If the economy reopens in June with technology in place to contain the virus, activity should rebound in the second half of the year and growth should continue next year at an above-trend pace.

 

·         Britain heading for a limited easing of lockdown next week

Prime Minister Boris Johnson will announce a very limited easing of Britain’s coronavirus lockdown next week, adopting a cautious approach to try to ensure there is no second peak of infections that could further hurt the economy.

Johnson is due to announce the next steps in Britain’s battle to tackle the novel coronavirus on Sunday following a review by ministers of the current measures that have all but shut the economy and kept millions at home for over six weeks.

 

·         UK consumer confidence near all-time low amid COVID lockdown: GfK

British consumer confidence edged up in late April but remained close to its lowest levels on record as the country remained in coronavirus lockdown and on track for a deep recession, a survey showed on Friday.

GfK, a polling firm, said its consumer confidence index - which it is now publishing every two weeks - rose to -33 in the April 20-26 period from -34 during the first half of the month.

 

·         Japan household spending falls in March as pandemic pain deepens

Japan’s household spending fell 6.0% in March from a year earlier, government data showed on Friday, underscoring the deepening pain the coronavirus pandemic is inflicting on the world’s third-largest economy.

The weak reading will keep policymakers under pressure to ramp up fiscal and monetary support for an economy on the cusp of deep recession, as the pandemic forces consumers to stay home and businesses remain shut.

 

·         Oil slips as demand worries erase early bounce from Saudi price increase

Oil prices slipped on Thursday as global supply and demand worries erased earlier gains seen from an increase in Saudi Arabia’s official crude selling price and a surprise rise in Chinese exports last month.

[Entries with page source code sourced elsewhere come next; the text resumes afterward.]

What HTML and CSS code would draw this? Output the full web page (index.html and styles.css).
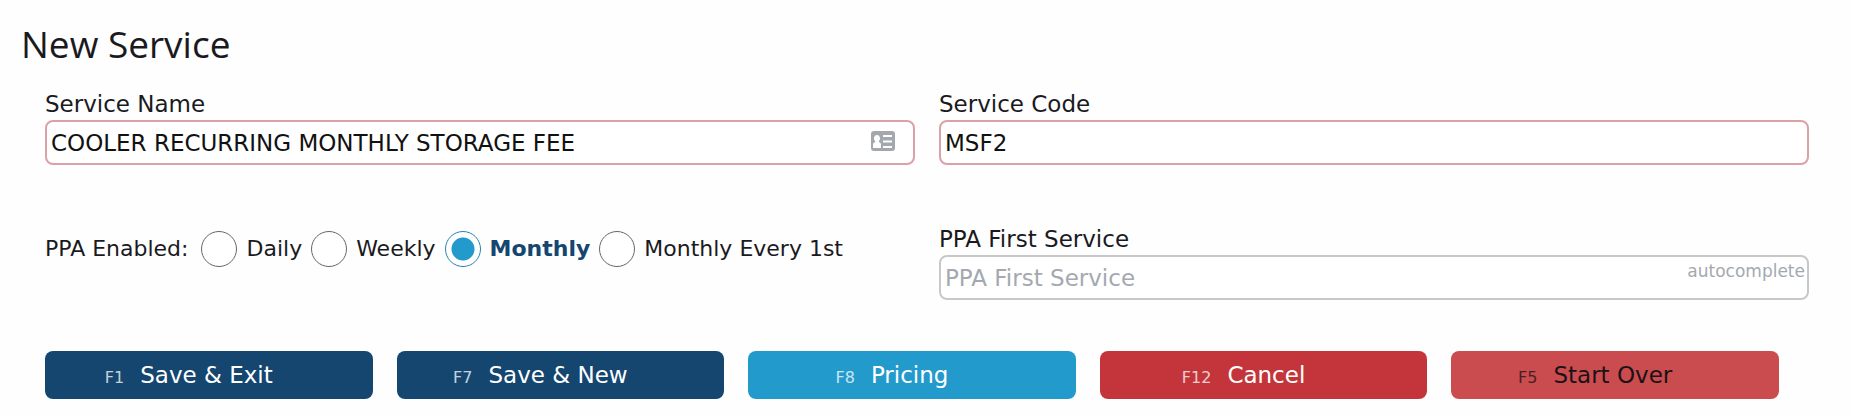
FILE: index.html
```html
<!DOCTYPE html>
<html lang="en">
<head>
    <meta charset="UTF-8">
    <meta name="viewport" content="width=device-width, initial-scale=1.0">
    <title>New Service</title>
    <link rel="stylesheet" href="styles.css">
</head>
<body>
    <h1>New Service</h1>

    <form class="service-form">
        <div class="fields">
            <div class="field">
                <label for="service-name">Service Name</label>
                <div class="input-wrap">
                    <input type="text" id="service-name" class="required" value="COOLER RECURRING MONTHLY STORAGE FEE">
                    <svg class="card-icon" viewBox="0 0 24 20" aria-hidden="true">
                        <rect width="24" height="20" rx="3" fill="#a3a8ae"/>
                        <path fill="#fff" d="M6 4c1.800 0 3 1.300 3 3.200 0 1.300-.5 2.300-1.200 2.900v.9c1.400.4 2.200 1.300 2.200 2.700V17H2v-3.300c0-1.400.8-2.300 2.200-2.700v-.9C3.500 9.500 3 8.500 3 7.200 3 5.300 4.200 4 6 4z"/>
                        <path stroke="#fff" stroke-width="2" d="M12 5h9M12 10.500h9M12 16h9"/>
                    </svg>
                </div>
            </div>

            <div class="field">
                <label for="service-code">Service Code</label>
                <input type="text" id="service-code" class="required" value="MSF2">
            </div>

            <div class="radio-group" role="radiogroup" aria-labelledby="ppa-label">
                <span id="ppa-label" class="group-label">PPA Enabled:</span>
                <input type="radio" name="ppa" id="ppa-daily">
                <label for="ppa-daily">Daily</label>
                <input type="radio" name="ppa" id="ppa-weekly">
                <label for="ppa-weekly">Weekly</label>
                <input type="radio" name="ppa" id="ppa-monthly" checked>
                <label for="ppa-monthly">Monthly</label>
                <input type="radio" name="ppa" id="ppa-first">
                <label for="ppa-first">Monthly Every 1st</label>
            </div>

            <div class="field">
                <label for="first-service">PPA First Service</label>
                <div class="input-wrap">
                    <input type="text" id="first-service" placeholder="PPA First Service">
                    <span class="hint">autocomplete</span>
                </div>
            </div>
        </div>

        <div class="buttons">
            <button type="button" class="save"><small>F1</small>Save &amp; Exit</button>
            <button type="button" class="save"><small>F7</small>Save &amp; New</button>
            <button type="button" class="pricing"><small>F8</small>Pricing</button>
            <button type="button" class="cancel"><small>F12</small>Cancel</button>
            <button type="button" class="start-over"><small>F5</small>Start Over</button>
        </div>
    </form>
</body>
</html>
```

FILE: styles.css
```css
* {
    box-sizing: border-box;
}
body {
    margin: 0;
    padding: 16px 42px 16px 21px;
    background: #fefefe;
    color: #1a1a1e;
    font-family: Verdana, 'DejaVu Sans', sans-serif;
    font-size: 23px;
    line-height: 28px;
}
h1 {
    margin: 0 0 18px;
    font-family: 'Segoe UI', 'Open Sans', sans-serif;
    font-size: 37px;
    font-weight: 400;
    line-height: 56px;
}
.service-form {
    padding-left: 24px;
}
.fields {
    display: grid;
    grid-template-columns: 1fr 1fr;
    column-gap: 24px;
    row-gap: 60px;
}
.field label {
    display: block;
    margin-bottom: 2px;
}
.input-wrap {
    position: relative;
}
input[type="text"] {
    display: block;
    width: 100%;
    height: 45px;
    padding: 0 4px;
    border: 2px solid #c8c8c8;
    border-radius: 8px;
    background: #fff;
    color: #111;
    font: inherit;
}
input[type="text"].required {
    border-color: #dca1a5;
}
input::placeholder {
    color: #a3a9af;
    opacity: 1;
}
.card-icon {
    position: absolute;
    top: 11px;
    right: 20px;
    width: 24px;
    height: 20px;
}
.hint {
    position: absolute;
    top: 2px;
    right: 4px;
    color: #a3a9af;
    font-size: 17px;
}
.radio-group {
    display: flex;
    align-items: center;
    align-self: start;
    gap: 9px;
    padding-top: 6px;
    font-size: 22px;
}
.group-label {
    margin-right: 4px;
}
input[type="radio"] {
    appearance: none;
    width: 36px;
    height: 36px;
    margin: 0;
    border: 1px solid #66666a;
    border-radius: 50%;
    background: #fff;
}
input[type="radio"]:checked {
    border-color: #2585b5;
    background: radial-gradient(circle, #229acb 11px, #fff 12px);
}
input[type="radio"]:checked + label {
    color: #14466f;
    font-weight: bold;
}
.buttons {
    display: flex;
    gap: 24px;
    margin-top: 51px;
    padding-right: 30px;
}
button {
    flex: 1;
    display: flex;
    justify-content: center;
    align-items: baseline;
    gap: 16px;
    padding: 10px 40px 10px 0;
    border: none;
    border-radius: 8px;
    color: #fff;
    font: inherit;
    cursor: pointer;
}
button small {
    font-size: 16px;
    line-height: 20px;
    opacity: 0.75;
}
.save {
    background: #14466f;
}
.pricing {
    background: #229acb;
}
.cancel {
    background: #c3353a;
}
.start-over {
    background: #ca4c4f;
    color: #1a1216;
}
```
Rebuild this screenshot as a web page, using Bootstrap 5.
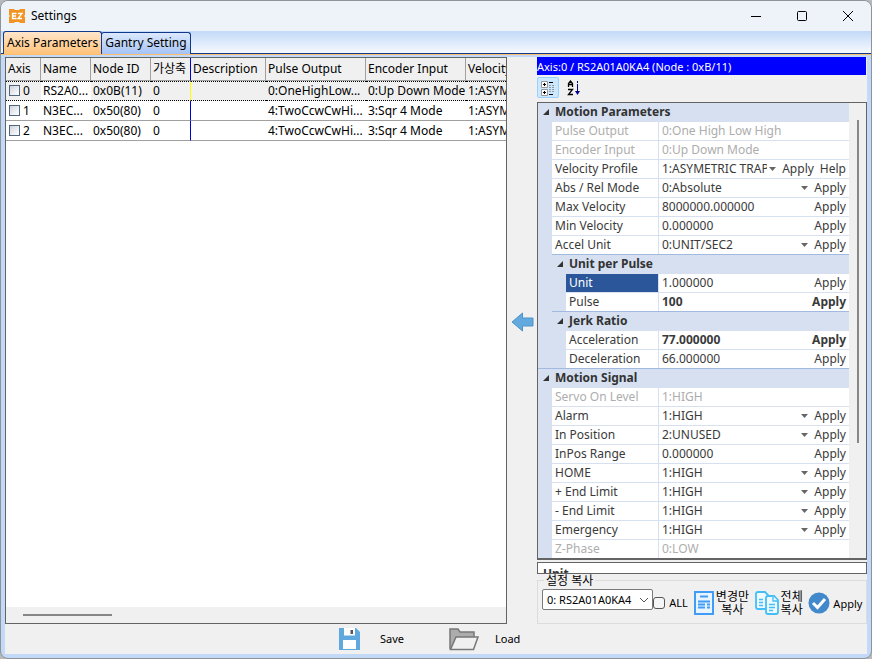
<!DOCTYPE html>
<html lang="ko">
<head>
<meta charset="utf-8">
<meta name="viewport" content="width=device-width, initial-scale=1">
<title>Settings</title>
<link href="https://cdn.jsdelivr.net/npm/bootstrap@5.3.0/dist/css/bootstrap.min.css" rel="stylesheet">
<style>
body{background:#b9b9bb;font:12px/18px "Noto Sans","Noto Sans CJK KR",sans-serif;color:#000}
button,input,select{font:inherit;color:inherit;border:0;background:none;padding:0;margin:0;min-width:0}
svg{display:block;flex:none}
.win{min-height:100vh;border:1px solid #8e9299;border-radius:8px;background:#c3d9f8;overflow:hidden}
.titlebar{height:30px;background:#eef3f9;padding-left:8px;gap:6px}
.titlebar .ctl{width:46px;height:30px;display:flex;align-items:center;justify-content:center;margin-left:-6px}
.titlebar .ctl:first-of-type{margin-left:0}
.tabstrip{height:24px;background:linear-gradient(#c3d9f8,#f8fbff);border-bottom:1px solid #ffbf6b;box-shadow:inset 0 -1px #10398c;padding-left:2px}
.tabstrip button{height:22px;border:1px solid #10398c;border-bottom:0;border-radius:3px 3px 0 0;background:linear-gradient(#dce9fc,#a5c3f5);padding:0 3px;margin-left:-1px;white-space:nowrap}
.tabstrip button.on{height:23px;background:linear-gradient(#ffe6cb,#ffc27a);margin-left:0}
.client{background:#f0f0f0;margin:2px 4px 4px}
.gridbox{border:1px solid #646464;background:#fff;overflow:hidden;min-width:0}
.axes{table-layout:fixed;width:560px;border-collapse:separate;border-spacing:0}
.axes th,.axes td{padding:0 0 0 2px;white-space:nowrap;overflow:hidden;font-weight:400;border-bottom:1px solid #a0a0a0;text-overflow:ellipsis}
.axes th{height:23px;background:#f0f0f0;border-right:1px solid #a0a0a0}
.axes td{height:20px;line-height:18px}
.axes th.vx,.axes td.vx{border-right:1px solid #0000d8;text-overflow:clip}
.axes tr.cur td{background:#f0f0f0;border-top:1px dotted #000;border-bottom:1px dotted #000}
.axes tr.cur td.vx{border-right-color:#ff0}
.axes tr.cur td.edit{background:#fff}
.axes input{appearance:none;width:11px;height:11px;border:1px solid #52657f;background:linear-gradient(135deg,#cfd5de,#fff);margin-left:1px;vertical-align:-1px}
.hscroll{height:16px;background:#f0f0f0;padding:7px 0 0 17px}
.hscroll div{width:89px;height:2px;background:#868686}
.arrowcol{width:30px;padding:0 0 38px 4px}
.side{width:330px}
.caption{height:18px;background:#00f;color:#fff;font-size:11px;line-height:19px;margin-right:1px}
.tools{height:27px;padding-top:2px}
.tools button{width:22px;height:21px;display:flex;align-items:center;justify-content:center}
.tools .on{background:#cce8ff;border:1px solid #99d1ff;border-radius:2px}
.pgrid{border:1px solid #646464;border-bottom-width:2px;background:#f0f0f0;color:#3a3a3a}
.rows{background:#d6e0f1;min-width:0}
.cat{display:flex;align-items:center;height:19px;line-height:16px;font-weight:700;color:#333;width:100%;padding:0 0 2px 4px;gap:5px}
.prow{display:flex;height:19px;margin-left:14px;background:#fff;border-bottom:1px solid #d6e0f1}
.prow label{width:106px;padding-left:3px;flex:none;white-space:nowrap}
.nest{margin-left:14px;border-top:1px solid #a3bae0;margin-top:-1px}
.nest .prow label{width:92px}
.prow .val{display:flex;flex:1;min-width:0;border-left:1px solid #d6e0f1;padding:0 3px}
.prow input,.prow select{flex:1;width:0;height:18px;background:#fff}
.prow select{appearance:none;padding-right:9px;background:#fff url("data:image/svg+xml,%3Csvg xmlns='http://www.w3.org/2000/svg' width='7' height='4'%3E%3Cpath d='M0 0h7L3.500 4z' fill='%23666'/%3E%3C/svg%3E") no-repeat right 0 top 7px}
.prow button{margin-left:6px;color:#3a3a3a;height:18px}
.prow.off label,.prow.off input{color:#adadad}
.prow.mod input,.prow.mod button{font-weight:700}
.prow.sel label{background:#2b579a;color:#fff}
.sec{border-top:1px solid #a3bae0;margin-top:-1px}
.sec .prow:last-child{height:18px;border-bottom:0}
.vscroll{width:17px;flex:none;padding:17px 0 0 8px}
.vscroll div{width:2px;height:323px;background:#868686}
.help{height:12px;margin-top:2px;border:1px solid #646464;background:#fff;overflow:hidden;padding:2px 5px 0;font-weight:700;color:#333}
.copybox{border:1px solid #dcdcdc;height:44px;margin-top:6px;position:relative;padding:8px 4px 0;font-size:11px}
.copybox legend{position:absolute;top:-7px;left:6px;width:auto;margin:0;padding:0 2px;background:#f0f0f0;font-size:12px;line-height:13px;float:none}
.copybox select{width:112px;height:21px;border:1px solid #7a7a7a;border-radius:2px;padding-left:4px;appearance:none;background:#fff url("data:image/svg+xml,%3Csvg xmlns='http://www.w3.org/2000/svg' width='10' height='6'%3E%3Cpath d='M1 1l4 4 4-4' fill='none' stroke='%23555'/%3E%3C/svg%3E") no-repeat right 3px center}
.copybox label{padding-top:5px}
.copybox input{appearance:none;width:12px;height:12px;border:1px solid #555;border-radius:3px;background:#f6f6f6;margin-right:4px}
.copybox button{display:flex;align-items:center;gap:2px;line-height:13px;font-size:12px;white-space:nowrap;margin:1px 0 0 6px}
.copybox .go{font-size:11px;padding-top:2px;gap:3px}
.actions{height:30px;font-size:11px;padding-left:26px}
.actions button{display:flex;align-items:center;width:111px}
</style>
<script src="https://cdn.jsdelivr.net/npm/bootstrap@5.3.0/dist/js/bootstrap.bundle.min.js"></script>
</head>
<body>
<div class="win d-flex flex-column">
  <header class="titlebar d-flex align-items-center">
    <svg width="16" height="16" viewBox="0 0 16 16"><path d="M0 1h5l1 1h4l1-1h5v6l-1 1 1 1v6h-5l-1-1H6l-1 1H0V9l1-1-1-1z" fill="#f29423"/><path d="M7.500 5.500H3.500v5h4M3.500 8h3.500M9 5.500h4l-4 5h4" fill="none" stroke="#fff" stroke-width="1.300"/></svg>
    <span class="me-auto">Settings</span>
    <button class="ctl" type="button" aria-label="Minimize"><svg width="10" height="10"><path d="M0 5.500h10" stroke="#000"/></svg></button>
    <button class="ctl" type="button" aria-label="Maximize"><svg width="10" height="10"><rect x=".5" y=".5" width="9" height="9" rx="1" fill="none" stroke="#000"/></svg></button>
    <button class="ctl" type="button" aria-label="Close"><svg width="10" height="10"><path d="M0 0l10 10M10 0L0 10" stroke="#000"/></svg></button>
  </header>
  <nav class="tabstrip d-flex align-items-end" role="tablist">
    <button class="on" type="button" role="tab" aria-selected="true">Axis Parameters</button>
    <button type="button" role="tab" aria-selected="false" class="align-self-center">Gantry Setting</button>
  </nav>
  <main class="client d-flex flex-column flex-grow-1">
    <div class="d-flex flex-grow-1">
      <section class="gridbox d-flex flex-column flex-grow-1">
        <table class="axes">
          <colgroup><col style="width:35px"><col style="width:50px"><col style="width:60px"><col style="width:40px"><col style="width:75px"><col style="width:100px"><col style="width:100px"><col style="width:100px"></colgroup>
          <thead><tr><th>Axis</th><th>Name</th><th>Node ID</th><th class="vx">가상축</th><th>Description</th><th>Pulse Output</th><th>Encoder Input</th><th>Velocity Profile</th></tr></thead>
          <tbody>
            <tr class="cur"><td><label><input type="checkbox"> 0</label></td><td class="edit">RS2A0...</td><td>0x0B(11)</td><td class="vx">0</td><td></td><td>0:OneHighLow...</td><td>0:Up Down Mode</td><td>1:ASYMETRIC</td></tr>
            <tr><td><label><input type="checkbox"> 1</label></td><td>N3EC...</td><td>0x50(80)</td><td class="vx">0</td><td></td><td>4:TwoCcwCwHi...</td><td>3:Sqr 4 Mode</td><td>1:ASYMETRIC</td></tr>
            <tr><td><label><input type="checkbox"> 2</label></td><td>N3EC...</td><td>0x50(80)</td><td class="vx">0</td><td></td><td>4:TwoCcwCwHi...</td><td>3:Sqr 4 Mode</td><td>1:ASYMETRIC</td></tr>
          </tbody>
        </table>
        <div class="hscroll mt-auto"><div></div></div>
      </section>
      <div class="arrowcol d-flex align-items-center flex-shrink-0">
        <button type="button" aria-label="Copy to list"><svg width="23" height="20" viewBox="0 0 23 20"><path d="M1 10L11.500 1v5H22v8H11.500v5z" fill="#62a9de" stroke="#4d94cb"/></svg></button>
      </div>
      <aside class="side flex-shrink-0">
        <div class="caption">Axis:0 / RS2A01A0KA4 (Node : 0xB/11)</div>
        <div class="tools d-flex gap-1">
          <button class="on" type="button" aria-label="Categorized"><svg width="15" height="16" viewBox="0 0 15 16"><path d="M.5 1.500h6v6h-6zM.5 9.500h6v6h-6z" fill="#fff" stroke="#999"/><path d="M2 4.500h3M3.500 3v3M2 12.500h3M3.500 11v3M8 2.500h4M8 14.500h4" stroke="#000"/><path d="M8 5.500h6M8 7.500h6M8 9.500h6M8 11.500h6" stroke="#999" stroke-dasharray="2 1"/></svg></button>
          <button type="button" aria-label="Alphabetical"><svg width="14" height="16" viewBox="0 0 14 16"><path d="M1.500 7V3.500L3.500 1l2 2.500V7M1.500 4.500h4M1 9.500h4.500L1.500 14.500H6" fill="none" stroke="#000" stroke-width="1.300"/><path d="M10.500 1v5" stroke="#00008b" stroke-dasharray="2 1"/><path d="M10.500 5v7" stroke="#00008b"/><path d="M8 11h5l-2.500 4z" fill="#00008b"/></svg></button>
        </div>
        <div class="pgrid d-flex">
          <div class="rows flex-grow-1">
            <button class="cat" type="button"><svg width="8" height="8"><path d="M7 1v6H1z" fill="#333"/></svg>Motion Parameters</button>
            <div class="prow off"><label for="p1">Pulse Output</label><div class="val"><input id="p1" disabled value="0:One High Low High"></div></div>
            <div class="prow off"><label for="p2">Encoder Input</label><div class="val"><input id="p2" disabled value="0:Up Down Mode"></div></div>
            <div class="prow"><label for="p3">Velocity Profile</label><div class="val"><select id="p3"><option>1:ASYMETRIC TRAPEZOIDE</option></select><button type="button">Apply</button><button type="button">Help</button></div></div>
            <div class="prow"><label for="p4">Abs / Rel Mode</label><div class="val"><select id="p4"><option>0:Absolute</option></select><button type="button">Apply</button></div></div>
            <div class="prow"><label for="p5">Max Velocity</label><div class="val"><input id="p5" value="8000000.000000"><button type="button">Apply</button></div></div>
            <div class="prow"><label for="p6">Min Velocity</label><div class="val"><input id="p6" value="0.000000"><button type="button">Apply</button></div></div>
            <div class="prow"><label for="p7">Accel Unit</label><div class="val"><select id="p7"><option>0:UNIT/SEC2</option></select><button type="button">Apply</button></div></div>
            <div class="nest">
              <button class="cat" type="button"><svg width="8" height="8"><path d="M7 1v6H1z" fill="#333"/></svg>Unit per Pulse</button>
              <div class="prow sel"><label for="p8">Unit</label><div class="val"><input id="p8" value="1.000000"><button type="button">Apply</button></div></div>
              <div class="prow mod"><label for="p9">Pulse</label><div class="val"><input id="p9" value="100"><button type="button">Apply</button></div></div>
            </div>
            <div class="nest">
              <button class="cat" type="button"><svg width="8" height="8"><path d="M7 1v6H1z" fill="#333"/></svg>Jerk Ratio</button>
              <div class="prow mod"><label for="p10">Acceleration</label><div class="val"><input id="p10" value="77.000000"><button type="button">Apply</button></div></div>
              <div class="prow"><label for="p11">Deceleration</label><div class="val"><input id="p11" value="66.000000"><button type="button">Apply</button></div></div>
            </div>
            <div class="sec">
              <button class="cat" type="button"><svg width="8" height="8"><path d="M7 1v6H1z" fill="#333"/></svg>Motion Signal</button>
              <div class="prow off"><label for="p12">Servo On Level</label><div class="val"><input id="p12" disabled value="1:HIGH"></div></div>
              <div class="prow"><label for="p13">Alarm</label><div class="val"><select id="p13"><option>1:HIGH</option></select><button type="button">Apply</button></div></div>
              <div class="prow"><label for="p14">In Position</label><div class="val"><select id="p14"><option>2:UNUSED</option></select><button type="button">Apply</button></div></div>
              <div class="prow"><label for="p15">InPos Range</label><div class="val"><input id="p15" value="0.000000"><button type="button">Apply</button></div></div>
              <div class="prow"><label for="p16">HOME</label><div class="val"><select id="p16"><option>1:HIGH</option></select><button type="button">Apply</button></div></div>
              <div class="prow"><label for="p17">+ End Limit</label><div class="val"><select id="p17"><option>1:HIGH</option></select><button type="button">Apply</button></div></div>
              <div class="prow"><label for="p18">- End Limit</label><div class="val"><select id="p18"><option>1:HIGH</option></select><button type="button">Apply</button></div></div>
              <div class="prow"><label for="p19">Emergency</label><div class="val"><select id="p19"><option>1:HIGH</option></select><button type="button">Apply</button></div></div>
              <div class="prow off"><label for="p20">Z-Phase</label><div class="val"><input id="p20" disabled value="0:LOW"></div></div>
            </div>
          </div>
          <div class="vscroll"><div></div></div>
        </div>
        <div class="help">Unit</div>
        <fieldset class="copybox d-flex align-items-start">
          <legend>설정 복사</legend>
          <select aria-label="설정 복사"><option>0: RS2A01A0KA4</option></select>
          <label class="d-flex align-items-center"><input type="checkbox">ALL</label>
          <button type="button"><svg width="20" height="24" viewBox="0 0 20 24"><rect x="1" y="1" width="18" height="22" fill="#e9f4ff" stroke="#3f9cf7" stroke-width="2"/><path d="M6 5.500h8M4 10.500h12M4 13.500h7M4 16.500h7M13 13.500h3M13 16.500h3" stroke="#3f9cf7" stroke-width="2"/></svg><span>변경만<br>복사</span></button>
          <button type="button"><svg width="24" height="24" viewBox="0 0 24 24"><g fill="#eefaff" stroke="#45bdf5" stroke-width="1.800"><path d="M3 1h7l4 4v13H3q-2 0-2-2V3q0-2 2-2z"/><path d="M13 5h6l4 4v12q0 2-2 2h-8q-2 0-2-2V7q0-2 2-2z"/><path d="M18 5v5h5M14 13.500h6M14 16.500h6M14 19.500h4M4 8.500h4M4 11.500h4M4 14.500h4" stroke-width="1.300"/></g></svg><span>전체<br>복사</span></button>
          <button type="button" class="go"><svg width="22" height="22" viewBox="0 0 22 22"><circle cx="11" cy="11" r="10.500" fill="#4189cb"/><path d="M5 11l4.500 4.500L17 7" fill="none" stroke="#fff" stroke-width="3"/></svg><span>Apply</span></button>
        </fieldset>
      </aside>
    </div>
    <footer class="actions d-flex justify-content-center">
      <button type="button"><svg class="me-1" width="22" height="22" viewBox="0 0 22 22"><path d="M1 0h17l4 4v18H1z" fill="#5fa9de"/><path d="M6 0h11v7.500H6zM5 12h13v9H5z" fill="#fff"/><path d="M12.500 2H15v4h-2.500z" fill="#555"/></svg><span class="ms-3">Save</span></button>
      <button type="button"><svg width="30" height="23" viewBox="0 0 30 23"><path d="M1 21V1h8l2 3h14v5" fill="#acacac" stroke="#777" stroke-width="1.500"/><path d="M7 9h22l-4.500 12.500H1.500z" fill="#f0f0f0" stroke="#777" stroke-width="1.500"/></svg><span class="ms-3">Load</span></button>
    </footer>
  </main>
</div>
</body>
</html>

Brent LCOc1 futures fell 26 cents, or 0.9%, to settle at $29.46 a barrel, while U.S. West Texas Intermediate (WTI) crude CLc1 lost 44 cents, or 1.8%, to settle at $23.55.

Earlier in the day, Brent was up over 5% and WTI up over 10%. For the week, Brent was still up about 11% and WTI up about 18%.

Both benchmarks have rallied sharply this week as countries have eased coronavirus-related lockdowns and fuel demand has rebounded modestly. Oil production worldwide is also declining to reduce a growing supply glut.